=== Collected material ===

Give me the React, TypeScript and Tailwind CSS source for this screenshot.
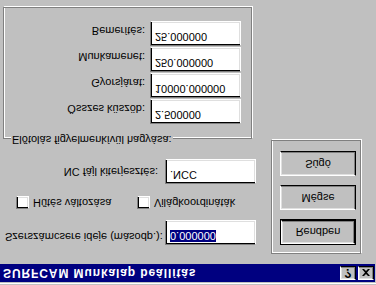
import type { ReactNode } from 'react';

const sunken =
  'border border-t-[#808080] border-l-[#808080] border-b-white border-r-white shadow-[inset_1px_1px_0_#000,inset_-1px_-1px_0_#dfdfdf]';
const raised =
  'border border-t-white border-l-white border-b-black border-r-black shadow-[inset_-1px_-1px_0_#808080,inset_1px_1px_0_#dfdfdf]';
const etched = 'border border-[#808080] shadow-[1px_1px_0_#fff,inset_1px_1px_0_#fff]';

const TextBox = ({ children }: { children: ReactNode }) => (
  <div className={`w-[91px] h-[25px] shrink-0 bg-white pl-[4px] pt-px leading-[14px] ${sunken}`}>{children}</div>
);

const CheckBox = ({ label }: { label: string }) => (
  <div className="flex items-center">
    <div className={`w-[13px] h-[13px] bg-white ${sunken}`} />
    <span className="ml-[4px] leading-[13px]">{label}</span>
  </div>
);

const Button = ({ label }: { label: string }) => (
  <div className={`w-[76px] h-[25px] flex items-center justify-center ${raised}`}>{label}</div>
);

const Field = ({ label, value }: { label: string; value: string }) => (
  <div className="flex items-start h-[25px]">
    <span className="w-[141px] text-right mt-[9px] leading-[13px]">{label}</span>
    <div className="ml-[5px]">
      <TextBox>{value}</TextBox>
    </div>
  </div>
);

export default function App() {
  return (
    <div className="w-[376px] h-[285px] overflow-hidden bg-[#c0c0c0] -scale-y-100 font-['Liberation_Sans',Arial,sans-serif] text-[11px] text-black">
      <div className="pt-px">
        <div className="border-t border-white pt-px">
          <div className="h-[18px] mr-px bg-[#000080] flex items-center justify-between pl-[3px] pr-px">
            <span className="text-white font-bold text-[12px] tracking-[0.9px] leading-none">SURFCAM Munkalap beállítás</span>
            <div className="flex gap-[2px]">
              <div className={`w-[16px] h-[14px] bg-[#c0c0c0] flex items-center justify-center font-bold text-[12px] leading-none ${raised}`}>
                ?
              </div>
              <div className={`w-[16px] h-[14px] bg-[#c0c0c0] flex items-center justify-center ${raised}`}>
                <svg width="8" height="7" viewBox="0 0 8 7">
                  <path d="M0 0h2l2 2 2-2h2l-3 3.5 3 3.5h-2l-2-2-2 2h-2l3-3.5z" fill="#000" />
                </svg>
              </div>
            </div>
          </div>
        </div>
      </div>

      <div className="flex">
        <div className="w-[257px]">
          <div className="mt-[19px] flex items-start h-[25px]">
            <span className="w-[165px] pl-[5px] mt-px leading-[14px]">Szerszámcsere ideje (másodp.):</span>
            <TextBox>
              <span className="bg-[#000080] text-white">0.000000</span>
            </TextBox>
          </div>

          <div className="mt-[11px] flex h-[13px]">
            <div className="ml-[16px] w-[121px]">
              <CheckBox label="Hűtés változása" />
            </div>
            <CheckBox label="Világkoordináták" />
          </div>

          <div className="mt-[12px] flex items-center h-[25px]">
            <span className="w-[158px] text-right">NC fájl kiterjesztés:</span>
            <div className="ml-[7px]">
              <TextBox>.NCC</TextBox>
            </div>
          </div>

          <div className={`relative mt-[20px] ml-[3px] w-[249px] h-[132px] ${etched}`}>
            <span className="absolute top-[-8px] left-[7px] px-px bg-[#c0c0c0] leading-[13px]">
              Előtolás figyelmenkívül hagyása:
            </span>
            <div className="mt-[14px] flex flex-col gap-px">
              <Field label="Összes küszöb:" value="2.500000" />
              <Field label="Gyorsjárat:" value="10000.000000" />
              <Field label="Munkamenet:" value="250.000000" />
              <Field label="Bemerítés:" value="25.000000" />
            </div>
          </div>
        </div>

        <div className={`ml-[14px] mt-[10px] w-[90px] h-[114px] pl-[8px] pt-[8px] flex flex-col gap-[9px] ${etched}`}>
          <div className="w-[76px] h-[26px] border border-black">
            <div className={`w-full h-full flex items-center justify-center ${raised}`}>Rendben</div>
          </div>
          <Button label="Mégse" />
          <Button label="Súgó" />
        </div>
      </div>
    </div>
  );
}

===

> Exercise details: Pictures are excluded; copy all other data exactly as shown.

> Task answer:
Give me the React, TypeScript and Tailwind CSS source for this screenshot.
import type { ReactNode } from 'react';

const sunken =
  'border border-t-[#808080] border-l-[#808080] border-b-white border-r-white shadow-[inset_1px_1px_0_#000,inset_-1px_-1px_0_#dfdfdf]';
const raised =
  'border border-t-white border-l-white border-b-black border-r-black shadow-[inset_-1px_-1px_0_#808080,inset_1px_1px_0_#dfdfdf]';
const etched = 'border border-[#808080] shadow-[1px_1px_0_#fff,inset_1px_1px_0_#fff]';

const TextBox = ({ children }: { children: ReactNode }) => (
  <div className={`w-[91px] h-[25px] shrink-0 bg-white pl-[4px] pt-px leading-[14px] ${sunken}`}>{children}</div>
);

const CheckBox = ({ label }: { label: string }) => (
  <div className="flex items-center">
    <div className={`w-[13px] h-[13px] bg-white ${sunken}`} />
    <span className="ml-[4px] leading-[13px]">{label}</span>
  </div>
);

const Button = ({ label }: { label: string }) => (
  <div className={`w-[76px] h-[25px] flex items-center justify-center ${raised}`}>{label}</div>
);

const Field = ({ label, value }: { label: string; value: string }) => (
  <div className="flex items-start h-[25px]">
    <span className="w-[141px] text-right mt-[9px] leading-[13px]">{label}</span>
    <div className="ml-[5px]">
      <TextBox>{value}</TextBox>
    </div>
  </div>
);

export default function App() {
  return (
    <div className="w-[376px] h-[285px] overflow-hidden bg-[#c0c0c0] -scale-y-100 font-['Liberation_Sans',Arial,sans-serif] text-[11px] text-black">
      <div className="pt-px">
        <div className="border-t border-white pt-px">
          <div className="h-[18px] mr-px bg-[#000080] flex items-center justify-between pl-[3px] pr-px">
            <span className="text-white font-bold text-[12px] tracking-[0.9px] leading-none">SURFCAM Munkalap beállítás</span>
            <div className="flex gap-[2px]">
              <div className={`w-[16px] h-[14px] bg-[#c0c0c0] flex items-center justify-center font-bold text-[12px] leading-none ${raised}`}>
                ?
              </div>
              <div className={`w-[16px] h-[14px] bg-[#c0c0c0] flex items-center justify-center ${raised}`}>
                <svg width="8" height="7" viewBox="0 0 8 7">
                  <path d="M0 0h2l2 2 2-2h2l-3 3.5 3 3.5h-2l-2-2-2 2h-2l3-3.5z" fill="#000" />
                </svg>
              </div>
            </div>
          </div>
        </div>
      </div>

      <div className="flex">
        <div className="w-[257px]">
          <div className="mt-[19px] flex items-start h-[25px]">
            <span className="w-[165px] pl-[5px] mt-px leading-[14px]">Szerszámcsere ideje (másodp.):</span>
            <TextBox>
              <span className="bg-[#000080] text-white">0.000000</span>
            </TextBox>
          </div>

          <div className="mt-[11px] flex h-[13px]">
            <div className="ml-[16px] w-[121px]">
              <CheckBox label="Hűtés változása" />
            </div>
            <CheckBox label="Világkoordináták" />
          </div>

          <div className="mt-[12px] flex items-center h-[25px]">
            <span className="w-[158px] text-right">NC fájl kiterjesztés:</span>
            <div className="ml-[7px]">
              <TextBox>.NCC</TextBox>
            </div>
          </div>

          <div className={`relative mt-[20px] ml-[3px] w-[249px] h-[132px] ${etched}`}>
            <span className="absolute top-[-8px] left-[7px] px-px bg-[#c0c0c0] leading-[13px]">
              Előtolás figyelmenkívül hagyása:
            </span>
            <div className="mt-[14px] flex flex-col gap-px">
              <Field label="Összes küszöb:" value="2.500000" />
              <Field label="Gyorsjárat:" value="10000.000000" />
              <Field label="Munkamenet:" value="250.000000" />
              <Field label="Bemerítés:" value="25.000000" />
            </div>
          </div>
        </div>

        <div className={`ml-[14px] mt-[10px] w-[90px] h-[114px] pl-[8px] pt-[8px] flex flex-col gap-[9px] ${etched}`}>
          <div className="w-[76px] h-[26px] border border-black">
            <div className={`w-full h-full flex items-center justify-center ${raised}`}>Rendben</div>
          </div>
          <Button label="Mégse" />
          <Button label="Súgó" />
        </div>
      </div>
    </div>
  );
}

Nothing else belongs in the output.